|Ramon Hernandez became the second catcher to be dealt this offseason, following Gerald Laird’s trade to Detroit, as teams apparently aren’t finding what they want on the free agent market. The Orioles traded the 32-year-old backstop to the Reds for outfielder (and occasional second and third baseman) Ryan Freel and two prospects. Baltimore, which kicked in cash to offset Hernandez’s salary, also received Double-A second baseman Justin Turner and low Class A third baseman Brandon Waring. The trade reunites Freel, Turner and Waring with former Reds general manager Wayne Krivsky, who joined the Orioles as a special assistant to the team president after the Reds fired him.|
|The Young Players|
|Turner played on Cal State Fullerton’s 2004 College World Series championship team. He was a bargain senior sign ($50,000) as a 2006 seventh-round pick who has proven to be a nice sleeper prospect. Ever since he signed, Turner, 24, has shown that he gets the most out of his limited tools. Turner’s swing isn’t ideal, as he sometimes is too prone to going inside out instead of using the whole field, but he’s hit for average everywhere he’s gone while showing adequate pop. He batted .298/.367/.418 with eight homers and 22 doubles in 416 at-bats in 2008, splitting time at high Class A Sarasota and Double-A Chattanooga. At second base, Turner is solid. He has excellent instincts, although his range is only adequate and his arm is short for any position besides second. Turner was slated to head to Triple-A, but his trade may help the Reds decide to give shortstop Chris Valaika more time at second base as a fallback position in case Brandon Phillips is injured.
Waring was second in Division I in home runs in his junior season at Wofford, then added 20 more in the Pioneer League in his pro debut. A seventh-round pick, like Turner, Waring has outstanding power, though his long swing also means he will always strike out a lot and he will struggle to hit for a high average. Waring missed time this year with a broken bone in his wrist, and his power suffered when he returned, as August proved to be his worst month of the season. Waring, who will be 23 in 2009, batted .270/.346/.467 with 20 home runs for low Class A Dayton.

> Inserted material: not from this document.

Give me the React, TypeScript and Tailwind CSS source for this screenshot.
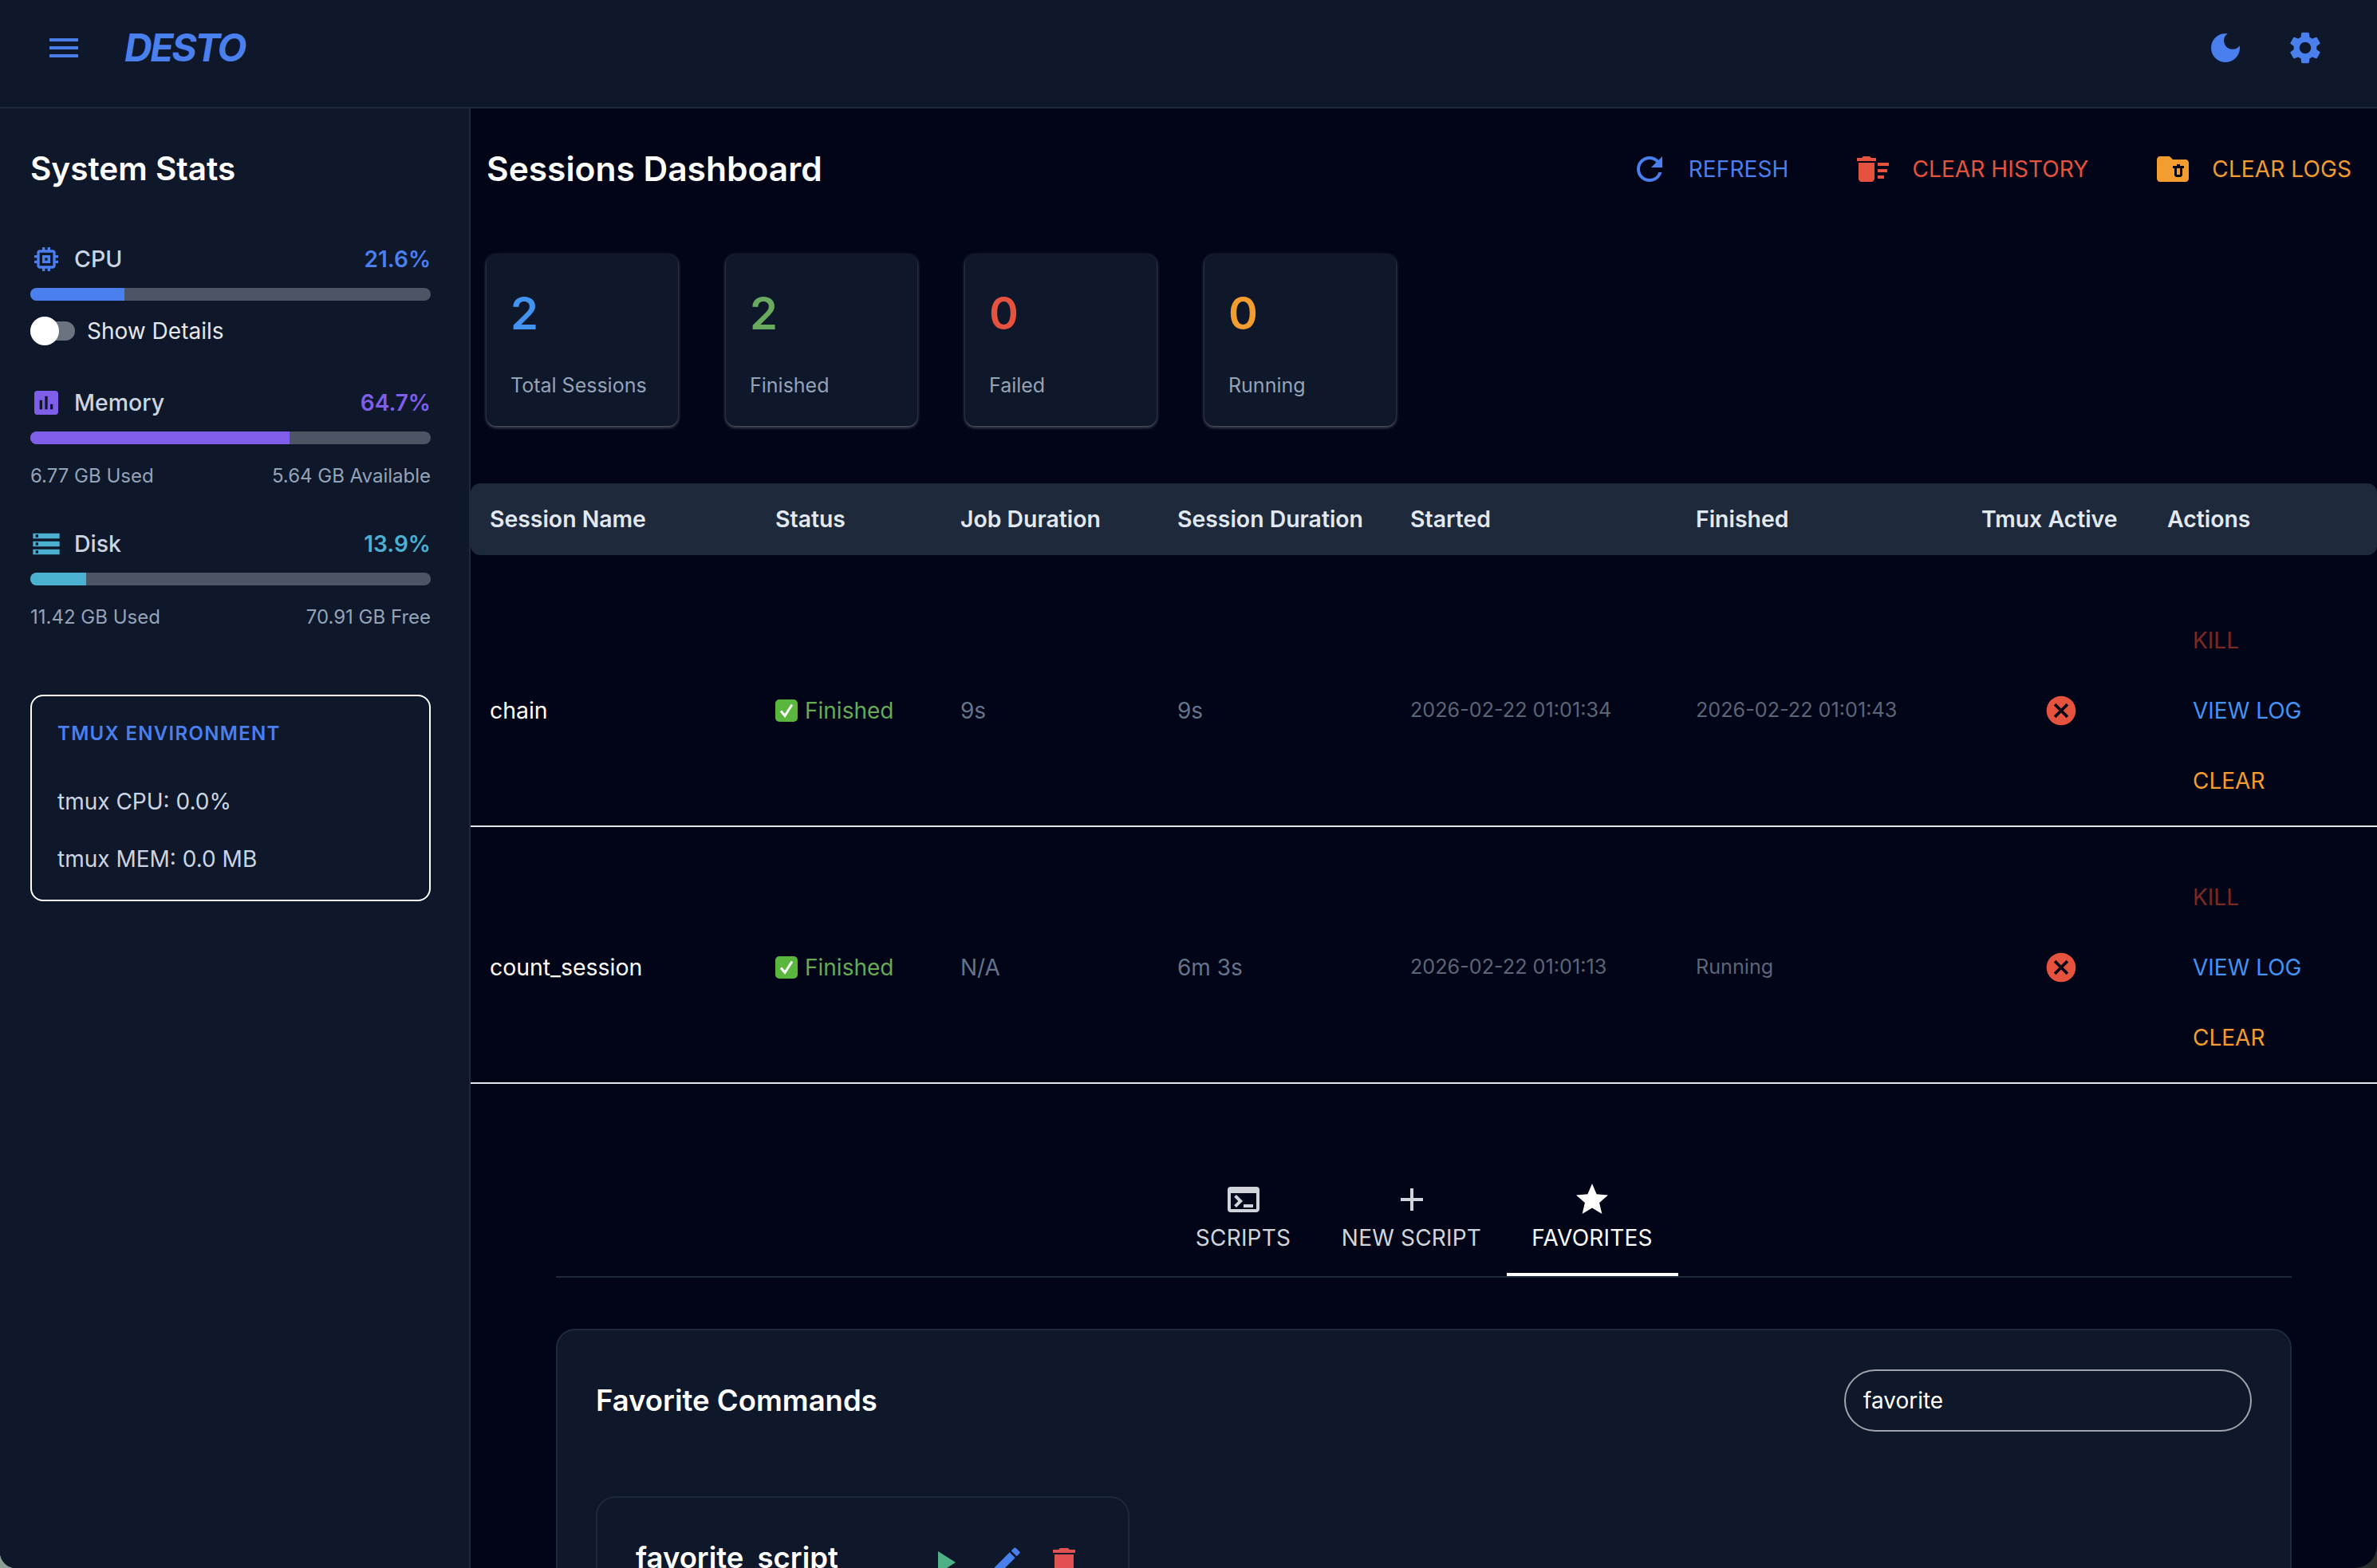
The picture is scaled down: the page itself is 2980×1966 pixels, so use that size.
import React from "react";
import {
  MdMenu, MdDarkMode, MdSettings, MdMemory, MdAssessment, MdStorage, MdRefresh, MdDeleteSweep,
  MdFolderDelete, MdCancel, MdTerminal, MdAdd, MdStar, MdPlayArrow, MdEdit, MdDelete,
} from "react-icons/md";

function Meter({ icon, label, value, cls, textCls, fill, left, right }: any) {
  return (
    <div>
      <div className="flex items-center h-[36px]">
        <span className={`w-[55px] flex ${textCls}`}>{icon}</span>
        <span className="text-[28.5px] font-medium text-[#cbd5e1]">{label}</span>
        <span className={`ml-auto text-[28px] font-semibold ${textCls}`}>{value}</span>
      </div>
      <div className="mt-[18px] h-[16px] rounded-full bg-[#4b5563] overflow-hidden">
        <div className={`h-full ${cls} ${fill}`} />
      </div>
      {left && (
        <div className="mt-[25px] flex justify-between text-[24px] leading-[30px] text-[#94a3b8]">
          <span>{left}</span>
          <span>{right}</span>
        </div>
      )}
    </div>
  );
}

function Stat({ value, label, color }: { value: string; label: string; color: string }) {
  return (
    <div className="w-[240px] h-[215px] rounded-[12px] bg-[#0f172a] px-[30px] pt-[38px] shadow-[0_2px_4px_rgba(255,255,255,0.3),0_0_5px_rgba(255,255,255,0.12)]">
      <div className={`text-[56px] leading-[72px] font-semibold ${color}`}>{value}</div>
      <div className="mt-[36px] text-[25px] leading-[36px] text-[#94a3b8]">{label}</div>
    </div>
  );
}

function Check() {
  return (
    <svg width="28" height="28" viewBox="0 0 28 28" className="shrink-0">
      <rect width="28" height="28" rx="5" fill="#5bb63d" />
      <path d="M7 14.5l5 6 9-14" fill="none" stroke="#fff" strokeWidth="3" />
    </svg>
  );
}

function Row({ name, job, dur, started, finished }: any) {
  const td = "border-b-2 border-[#e5e7eb] pt-[32px] px-[24px] align-middle";
  return (
    <tr className="h-[322px]">
      <td className={`${td} text-[28.4px] text-white`}>{name}</td>
      <td className={td}>
        <div className="flex items-center gap-[9px] text-[28px] text-[#66aa55]">
          <Check />
          Finished
        </div>
      </td>
      <td className={`${td} text-[28px] text-[#64748b]`}>{job}</td>
      <td className={`${td} text-[28px] text-[#64748b]`}>{dur}</td>
      <td className={`${td} text-[25.2px] text-[#5b6577]`}>{started}</td>
      <td className={`${td} text-[25.2px] text-[#5b6577]`}>{finished}</td>
      <td className={td}>
        <div className="pl-[78px] flex text-[#e5533f]">
          <span className="relative">
            <span className="absolute left-[8px] top-[8px] w-[28px] h-[28px] rounded-full bg-[#020518]" />
            <MdCancel size={44} className="relative" />
          </span>
        </div>
      </td>
      <td className={td}>
        <div className="pl-[32px] flex flex-col gap-[48px] text-[28px] leading-[40px]">
          <span className="text-[#7a2a22]">KILL</span>
          <span className="text-[#4393f0]">VIEW LOG</span>
          <span className="text-[#f39c2f]">CLEAR</span>
        </div>
      </td>
    </tr>
  );
}

export default function App() {
  const heads = ["Session Name", "Status", "Job Duration", "Session Duration", "Started", "Finished", "Tmux Active", "Actions"];
  return (
    <div className="w-[2980px] h-[1966px] overflow-hidden bg-gradient-to-r from-[#8aa095] to-[#2a2e2a]">
      <div className="w-full h-full overflow-hidden rounded-bl-[20px] rounded-br-[28px] bg-[#020518] text-white flex flex-col font-['Inter',sans-serif]">
        <header className="h-[136px] shrink-0 bg-[#0f172a] border-b-2 border-[#1e293b] flex items-center pl-[56px] pr-[66px] pb-[14px]">
          <MdMenu size={48} className="text-[#4a7fee]" />
          <span className="ml-[52px] text-[48px] leading-none font-bold italic tracking-[-2.4px] text-[#4a7fee]">DESTO</span>
          <MdDarkMode size={48} className="ml-auto text-[#4a7fee]" />
          <MdSettings size={48} className="ml-[52px] text-[#4a7fee]" />
        </header>
        <div className="flex flex-1 min-h-0">
          <aside className="w-[590px] shrink-0 bg-[#0f172a] border-r-2 border-[#1e293b] pl-[38px] pr-[48px] pt-[52px]">
            <h2 className="text-[40.5px] leading-[48px] font-semibold">System Stats</h2>
            <div className="mt-[71px]">
              <Meter icon={<MdMemory size={40} />} label="CPU" value="21.6%" cls="bg-[#4a7fee]" textCls="text-[#4a7fee]" fill="w-[23.5%]" />
              <div className="mt-[20px] h-[36px] flex items-center">
                <span className="relative block w-[56px] h-[24px] rounded-full bg-[#6b7280]">
                  <span className="absolute left-0 top-[-6px] w-[36px] h-[36px] rounded-full bg-white" />
                </span>
                <span className="ml-[15px] text-[28px] text-[#e5e7eb]">Show Details</span>
              </div>
            </div>
            <div className="mt-[54px]">
              <Meter icon={<MdAssessment size={40} />} label="Memory" value="64.7%" cls="bg-[#7f5fea]" textCls="text-[#7f5fea]" fill="w-[64.7%]" left="6.77 GB Used" right="5.64 GB Available" />
            </div>
            <div className="mt-[52px]">
              <Meter icon={<MdStorage size={40} />} label="Disk" value="13.9%" cls="bg-[#4cb0d0]" textCls="text-[#4cb0d0]" fill="w-[13.9%]" left="11.42 GB Used" right="70.91 GB Free" />
            </div>
            <div className="mt-[82px] h-[259px] rounded-[16px] border-2 border-white px-[32px] pt-[32px]">
              <div className="text-[24px] leading-[30px] font-semibold tracking-[1.3px] text-[#4a7fee]">TMUX ENVIRONMENT</div>
              <div className="mt-[50px] text-[28px] leading-[40px] text-[#cbd5e1]">tmux CPU: 0.0%</div>
              <div className="mt-[32px] text-[28px] leading-[40px] text-[#cbd5e1]">tmux MEM: 0.0 MB</div>
            </div>
          </aside>
          <main className="flex-1 min-w-0 pt-[44px]">
            <div className="flex items-center h-[64px] pl-[20px] pr-[32px]">
              <h1 className="text-[42.5px] font-semibold">Sessions Dashboard</h1>
              <div className="ml-auto flex items-center text-[28px] tracking-[0.1px]">
                <span className="flex items-center gap-[25px] text-[#4a7fee]"><MdRefresh size={48} />REFRESH</span>
                <span className="ml-[82px] flex items-center gap-[25px] text-[#e5533f]"><MdDeleteSweep size={48} />CLEAR HISTORY</span>
                <span className="ml-[82px] flex items-center gap-[25px] text-[#f39c2f]"><MdFolderDelete size={48} />CLEAR LOGS</span>
              </div>
            </div>
            <div className="mt-[75px] ml-[20px] flex gap-[60px]">
              <Stat value="2" label="Total Sessions" color="text-[#4393f0]" />
              <Stat value="2" label="Finished" color="text-[#6aaa5e]" />
              <Stat value="0" label="Failed" color="text-[#e5533f]" />
              <Stat value="0" label="Running" color="text-[#f39c2f]" />
            </div>
            <table className="mt-[72px] w-full table-fixed border-separate border-spacing-0">
              <colgroup>
                <col className="w-[358px]" /><col className="w-[232px]" /><col className="w-[272px]" /><col className="w-[292px]" />
                <col className="w-[358px]" /><col className="w-[358px]" /><col className="w-[233px]" /><col className="w-[287px]" />
              </colgroup>
              <thead>
                <tr className="h-[90px]">
                  {heads.map((h) => (
                    <th key={h} className="bg-[#1e293b] px-[24px] text-left text-[28.4px] font-semibold text-[#e2e8f0] whitespace-nowrap first:rounded-l-[12px] last:rounded-r-[12px]">{h}</th>
                  ))}
                </tr>
                <tr className="h-[19px]"><th colSpan={8} /></tr>
              </thead>
              <tbody>
                <Row name="chain" job="9s" dur="9s" started="2026-02-22 01:01:34" finished="2026-02-22 01:01:43" />
                <Row name="count_session" job="N/A" dur="6m 3s" started="2026-02-22 01:01:13" finished="Running" />
              </tbody>
            </table>
            <section className="mt-[107px] ml-[107px] mr-[107px]">
              <div className="flex justify-center border-b-2 border-[#1e293b] h-[136px] text-[28px] tracking-[0.2px]">
                <div className="w-[184px] flex flex-col items-center text-[#d1d5db] pt-[14px]">
                  <MdTerminal size={48} />
                  <span className="mt-[6px] leading-[36px]">SCRIPTS</span>
                </div>
                <div className="w-[238px] flex flex-col items-center text-[#d1d5db] pt-[14px]">
                  <MdAdd size={48} />
                  <span className="mt-[6px] leading-[36px]">NEW SCRIPT</span>
                </div>
                <div className="w-[215px] h-[134px] flex flex-col items-center text-white border-b-4 border-white pt-[14px]">
                  <MdStar size={48} />
                  <span className="mt-[6px] leading-[36px]">FAVORITES</span>
                </div>
              </div>
              <div className="mt-[64px] rounded-[24px] border-2 border-[#1e293b] bg-[#0f172a] px-[48px] pt-[49px] h-[400px]">
                <div className="flex items-center justify-between">
                  <h3 className="text-[36.5px] font-semibold">Favorite Commands</h3>
                  <div className="w-[511px] h-[78px] rounded-full border-2 border-[#a0a4ab] flex items-center pl-[22px] text-[28px]">favorite</div>
                </div>
                <div className="mt-[81px] w-[669px] h-[200px] rounded-[24px] border-2 border-[#1e293b] pl-[48px] pr-[56px] pt-[53px] flex items-start">
                  <span className="text-[36.5px] leading-[44px] font-semibold">favorite_script</span>
                  <span className="ml-auto flex items-start mt-[4px]">
                    <MdPlayArrow size={48} className="text-[#4fb286]" />
                    <MdEdit size={44} className="ml-[32px] text-[#4a7fee]" />
                    <MdDelete size={48} className="ml-[26px] text-[#e05252]" />
                  </span>
                </div>
              </div>
            </section>
          </main>
        </div>
      </div>
    </div>
  );
}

With the Reds, Waring’s fringy athleticism and subpar footwork likely would have likely forced a move from third base, especially as he was backed up in a logjam with fellow prospects Todd Frazier, Neftali Soto and Juan Francisco.
|By trading Hernandez, the Orioles have paved the way for catcher Matt Wieters, our Minor League Player of the Year, to see regular playing time, possibly in April if he has a good spring training. Baltimore also frees up money, as Hernandez was owed $8 million next season. Freel, who like Hernandez turns 33 early next season, gives the Orioles a quality, righthanded-hitting reserve outfielder who has performed much better versus lefthanders in two of the past three seasons—though he has been seriously injured in each of the past two years. Perhaps he gives left fielder Luke Scott a break against most southpaws. Freel is owed $3 million in ’08 and then $4 million in ’09. Turner and Waring provide needed organizational depth to the Orioles.
For the Reds, Hernandez gives them competition for rookie Ryan Hanigan. Three of the Reds four catchers who saw time in 2008 (Paul Bako, Dave Ross, Javier Valentin) have departed, so Cincinnati was in dire need of catching help.